Q: What chunking strategy does zsearch use? A: ZeroEntropy developed LlamaChunk, a semantic chunking algorithm that uses Llama-70B logprobs to split documents at semantically meaningful boundaries rather than fixed token counts. The managed zsearch API handles chunking automatically during ingestion.

Conclusion

ZeroEntropy addresses a real pain point in RAG pipeline development: the fragmentation of retrieval infrastructure. Instead of integrating separate vector databases, embedding providers, and reranking services, their platform offers a unified stack with models that are specifically trained to work together.

The zELO training methodology is genuinely novel — applying chess Elo ratings to document relevance is a creative approach that produces measurable quality improvements. For teams building production RAG systems, the combination of open-weight models (for development and air-gapped deployment) plus a managed API (for production convenience) provides flexibility across different deployment scenarios.

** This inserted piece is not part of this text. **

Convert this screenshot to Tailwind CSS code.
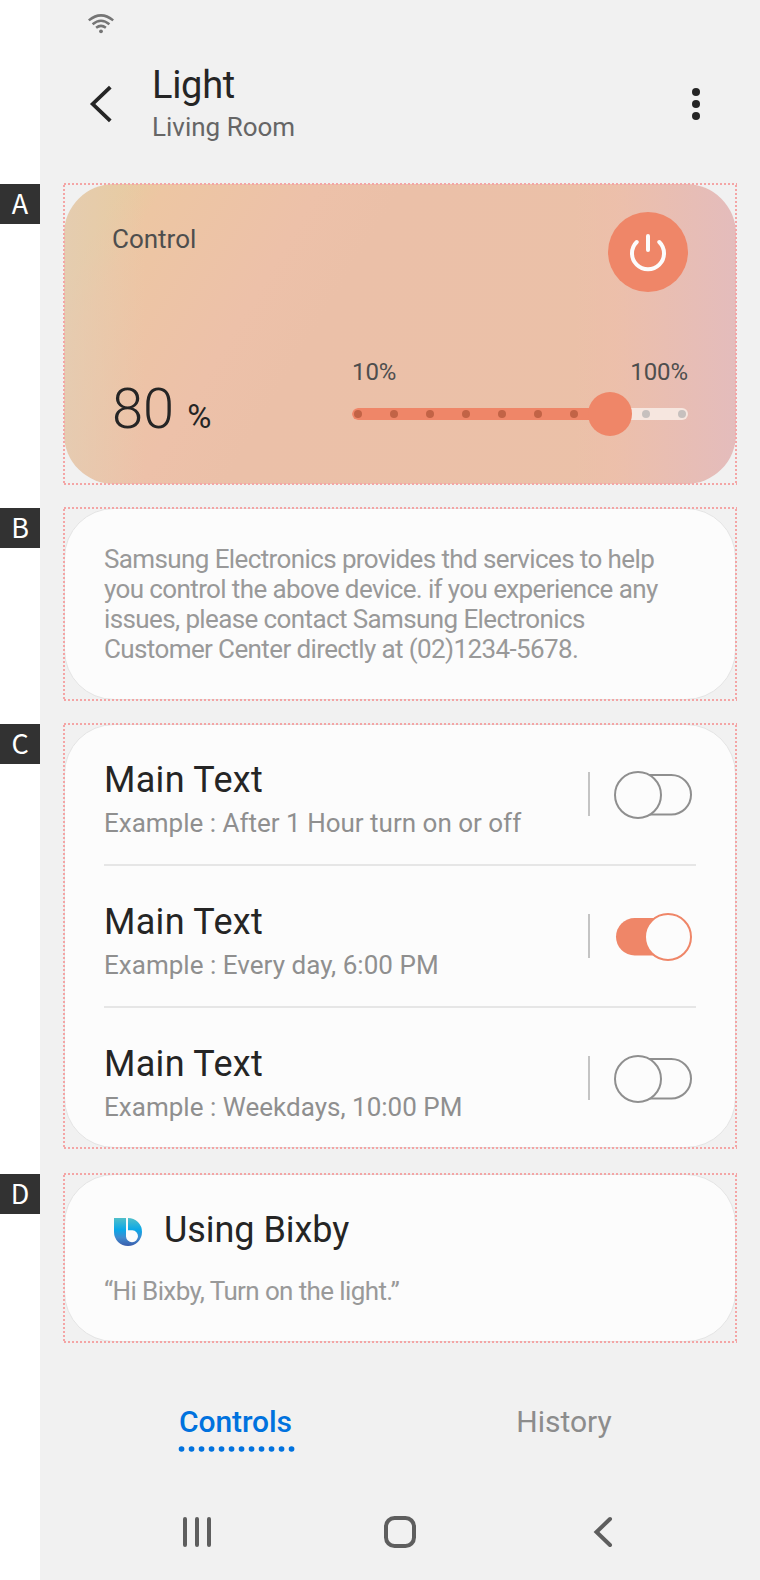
<!DOCTYPE html>
<html lang="en">
<head>
<meta charset="utf-8">
<title>Light</title>
<script src="https://cdn.jsdelivr.net/npm/@tailwindcss/browser@4"></script>
</head>
<body class="bg-white font-['Roboto',sans-serif]">
<div class="flex w-[760px] h-[1580px] overflow-hidden">
  <!-- Section markers -->
  <aside class="w-10 shrink-0 pt-[184px] font-['Noto_Sans_CJK_KR',sans-serif] text-[27px] leading-[38px] text-center text-white">
    <div class="h-10 bg-[#323232]">A</div>
    <div class="h-10 bg-[#323232] mt-[284px]">B</div>
    <div class="h-10 bg-[#323232] mt-[176px]">C</div>
    <div class="h-10 bg-[#323232] mt-[410px]">D</div>
  </aside>

  <main class="w-[720px] h-[1580px] bg-[#f1f1f1] px-6 flex flex-col">
    <header class="h-[184px]">
      <div class="h-[63px] pl-[22px] pt-3">
        <svg class="block" width="30" height="24" viewBox="0 0 30 24" fill="none" stroke="#757575" stroke-width="2.5">
          <path d="M2.8 8.4Q15 -1.6 27.2 8.4M6.6 12.2Q15 5.2 23.4 12.2M10.1 15.8Q15 12 19.9 15.8"/>
          <circle cx="15" cy="19.3" r="1.9" fill="#757575" stroke="none"/>
        </svg>
      </div>
      <div class="flex items-start">
        <svg class="ml-6 mt-[21px] block" width="28" height="40" viewBox="0 0 28 40" fill="none" stroke="#252525" stroke-width="3.8"><path d="M22.3 3.2L4.7 20L22.3 36.8"/></svg>
        <div class="ml-9">
          <h1 class="text-[38px] leading-[44px] tracking-[-0.3px] text-[#252525]">Light</h1>
          <p class="mt-[5px] text-[26px] leading-[30px] text-[#666]">Living Room</p>
        </div>
        <svg class="ml-auto mr-9 mt-[25px] block" width="8" height="32" viewBox="0 0 8 32" fill="#252525"><circle cx="4" cy="4" r="4"/><circle cx="4" cy="16" r="4"/><circle cx="4" cy="28" r="4"/></svg>
      </div>
    </header>

    <!-- Brightness control -->
    <section class="relative h-[300px]">
      <div class="h-[300px] rounded-[50px] px-12 pt-7 bg-[linear-gradient(90deg,rgba(228,205,180,0.8)_0%,rgba(232,200,170,0)_12%),linear-gradient(90deg,transparent_76%,rgba(237,191,171,0.8)_82%,#e4bcbc_100%),linear-gradient(121deg,#e8cba0_7%,#edc6a3_12%,#edc1a9_30%,#ebc0a8_40%,#ebc1a8_100%)]">
        <div class="flex justify-between items-start">
          <div class="mt-3 text-[26px] leading-[30px] text-[#4e4e4e]">Control</div>
          <svg class="block" width="80" height="80" viewBox="0 0 80 80" fill="none" stroke="#fcfcfc" stroke-width="4" stroke-linecap="round">
            <circle cx="40" cy="40" r="40" fill="#ef8668" stroke="none"/>
            <path d="M40 24V38M28.7 30A16 16 0 1 0 51.3 30"/>
          </svg>
        </div>
        <div class="flex justify-between mt-[66px]">
          <div class="flex items-baseline mt-[18px] text-[#252525]">
            <span class="text-[56px] leading-[66px] font-light">80</span>
            <span class="ml-[13px] text-[33px] leading-[40px]">%</span>
          </div>
          <div class="w-[336px]">
            <div class="flex justify-between text-2xl leading-7 tracking-[-0.1px] text-[#4e4e4e]"><span>10%</span><span>100%</span></div>
            <svg class="block mt-[6px]" width="336" height="44" viewBox="0 0 336 44">
              <rect y="16" width="336" height="12" rx="6" fill="#f6e6df"/>
              <path d="M6 16H258V28H6A6 6 0 0 1 6 16Z" fill="#ef8668"/>
              <g fill="#c26346"><circle cx="6" cy="22" r="4"/><circle cx="42" cy="22" r="4"/><circle cx="78" cy="22" r="4"/><circle cx="114" cy="22" r="4"/><circle cx="150" cy="22" r="4"/><circle cx="186" cy="22" r="4"/><circle cx="222" cy="22" r="4"/></g>
              <g fill="#c6c0be"><circle cx="294" cy="22" r="4"/><circle cx="330" cy="22" r="4"/></g>
              <circle cx="258" cy="22" r="22" fill="#ef8668"/>
            </svg>
          </div>
        </div>
      </div>
      <svg class="absolute inset-0 overflow-visible" width="672" height="300" fill="none" stroke="#f4a5a5" stroke-width="2" stroke-dasharray="2 2"><path d="M0 0H673M0 300H673M0 1V301M672 1V301"/></svg>
    </section>

    <!-- Service notice -->
    <section class="relative mt-6 h-[192px]">
      <div class="h-[192px] rounded-[50px] bg-[#fcfcfc] border border-[#e4e4e4] px-[39px] pt-[35px]">
        <p class="text-[26px] leading-[30px] tracking-[-0.61px] text-[#999] whitespace-nowrap">Samsung Electronics provides thd services to help<br>you control the above device. if you experience any<br>issues, please contact Samsung Electronics<br>Customer Center directly at (02)1234-5678.</p>
      </div>
      <svg class="absolute inset-0 overflow-visible" width="672" height="192" fill="none" stroke="#f4a5a5" stroke-width="2" stroke-dasharray="2 2"><path d="M0 0H673M0 192H673M0 1V193M672 1V193"/></svg>
    </section>

    <!-- Schedules -->
    <section class="relative mt-6 h-[424px]">
      <div class="h-[424px] rounded-[50px] bg-[#fcfcfc] border border-[#e4e4e4] px-[39px]">
        <div class="h-[141px] flex border-b-2 border-[#e6e6e6]">
          <div class="pt-[34px]">
            <h2 class="text-[36px] leading-[42px] tracking-[0.3px] text-[#252525]">Main Text</h2>
            <p class="mt-[7px] text-[26px] leading-[30px] text-[#8f8f8f]">Example : After 1 Hour turn on or off</p>
          </div>
          <div class="ml-auto mt-[47px] w-[2px] h-11 bg-[#c4c4c4]"></div>
          <svg class="ml-6 mr-1 mt-[46px] block" width="78" height="48" viewBox="0 0 78 48" stroke="#8f8f8f" stroke-width="2" fill="#fcfcfc"><rect x="5" y="4" width="72" height="39.5" rx="19.75"/><circle cx="24" cy="24" r="23"/></svg>
        </div>
        <div class="h-[142px] flex border-b-2 border-[#e6e6e6]">
          <div class="pt-[35px]">
            <h2 class="text-[36px] leading-[42px] tracking-[0.3px] text-[#252525]">Main Text</h2>
            <p class="mt-[7px] text-[26px] leading-[30px] tracking-[0.03px] text-[#8f8f8f]">Example : Every day, 6:00 PM</p>
          </div>
          <div class="ml-auto mt-12 w-[2px] h-11 bg-[#c4c4c4]"></div>
          <svg class="ml-6 mr-1 mt-[47px] block" width="78" height="48" viewBox="0 0 78 48"><rect x="2" y="5" width="74" height="37.5" rx="18.75" fill="#ef8668"/><circle cx="54" cy="24" r="23" fill="#fcfcfc" stroke="#ef8668" stroke-width="2"/></svg>
        </div>
        <div class="flex">
          <div class="pt-[35px]">
            <h2 class="text-[36px] leading-[42px] tracking-[0.3px] text-[#252525]">Main Text</h2>
            <p class="mt-[7px] text-[26px] leading-[30px] tracking-[0.02px] text-[#8f8f8f]">Example : Weekdays, 10:00 PM</p>
          </div>
          <div class="ml-auto mt-12 w-[2px] h-11 bg-[#c4c4c4]"></div>
          <svg class="ml-6 mr-1 mt-[47px] block" width="78" height="48" viewBox="0 0 78 48" stroke="#8f8f8f" stroke-width="2" fill="#fcfcfc"><rect x="5" y="4" width="72" height="39.5" rx="19.75"/><circle cx="24" cy="24" r="23"/></svg>
        </div>
      </div>
      <svg class="absolute inset-0 overflow-visible" width="672" height="424" fill="none" stroke="#f4a5a5" stroke-width="2" stroke-dasharray="2 2"><path d="M0 0H673M0 424H673M0 1V425M672 1V425"/></svg>
    </section>

    <!-- Voice assistant -->
    <section class="relative mt-[26px] h-[168px]">
      <div class="h-[168px] rounded-[50px] bg-[#fcfcfc] border border-[#e4e4e4] px-[39px] pt-[34px]">
        <div class="flex">
          <svg class="ml-[10px] mt-[9px] block" width="28" height="28" viewBox="0 0 28 28">
            <defs><linearGradient id="bx" x1="0" y1="0" x2="0" y2="1"><stop offset="0" stop-color="#51bfc9"/><stop offset=".42" stop-color="#0aa8e8"/><stop offset=".7" stop-color="#3f8bcf"/><stop offset="1" stop-color="#3a5cab"/></linearGradient></defs>
            <path fill="url(#bx)" fill-rule="evenodd" d="M0 0H12V18.5A6 6 0 1 0 18.4 12.2H14V0A14 14 0 1 1 0 14Z"/>
          </svg>
          <h2 class="ml-[22px] text-[36px] leading-[42px] tracking-[-0.05px] text-[#252525]">Using Bixby</h2>
        </div>
        <p class="mt-[25px] text-[26px] leading-[30px] tracking-[-0.61px] text-[#999]">“Hi Bixby, Turn on the light.”</p>
      </div>
      <svg class="absolute inset-0 overflow-visible" width="672" height="168" fill="none" stroke="#f4a5a5" stroke-width="2" stroke-dasharray="2 2"><path d="M0 0H673M0 168H673M0 1V169M672 1V169"/></svg>
    </section>

    <nav class="mt-[62px] grid grid-cols-2 px-2 h-[112px] text-[30px] leading-9">
      <div class="flex flex-col items-center text-[#0072de] font-medium">
        <span class="tracking-[-0.1px] mr-px">Controls</span>
        <svg class="block mt-[6px] ml-[2px]" width="118" height="6" viewBox="0 0 118 6"><path d="M3.5 3H114.6" stroke="#0072de" stroke-width="5.6" stroke-linecap="round" stroke-dasharray="0.1 9.9"/></svg>
      </div>
      <div class="text-center text-[#8c8c8c]">History</div>
    </nav>

    <footer class="flex items-center h-8 pl-[119px] pr-[122px]">
      <svg width="28" height="32" viewBox="0 0 28 32" stroke="#5e5e5e" stroke-width="4" stroke-linecap="round"><path d="M2 3V29M14 3V29M26 3V29"/></svg>
      <svg class="ml-[173px]" width="32" height="32" viewBox="0 0 32 32" fill="none" stroke="#5e5e5e" stroke-width="4"><rect x="2" y="2" width="28" height="28" rx="8.5"/></svg>
      <svg class="ml-[177px]" width="20" height="32" viewBox="0 0 20 32" fill="none" stroke="#5e5e5e" stroke-width="4" stroke-linecap="round"><path d="M17 3L3.5 16L17 29"/></svg>
    </footer>
  </main>
</div>
</body>
</html>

The main consideration is cost: at $50-500/month for the managed API, it is a meaningful infrastructure investment. But for applications where retrieval quality directly impacts user experience (legal search, medical QA, customer support), the benchmark improvements over general-purpose embedding providers can translate directly into better outcomes.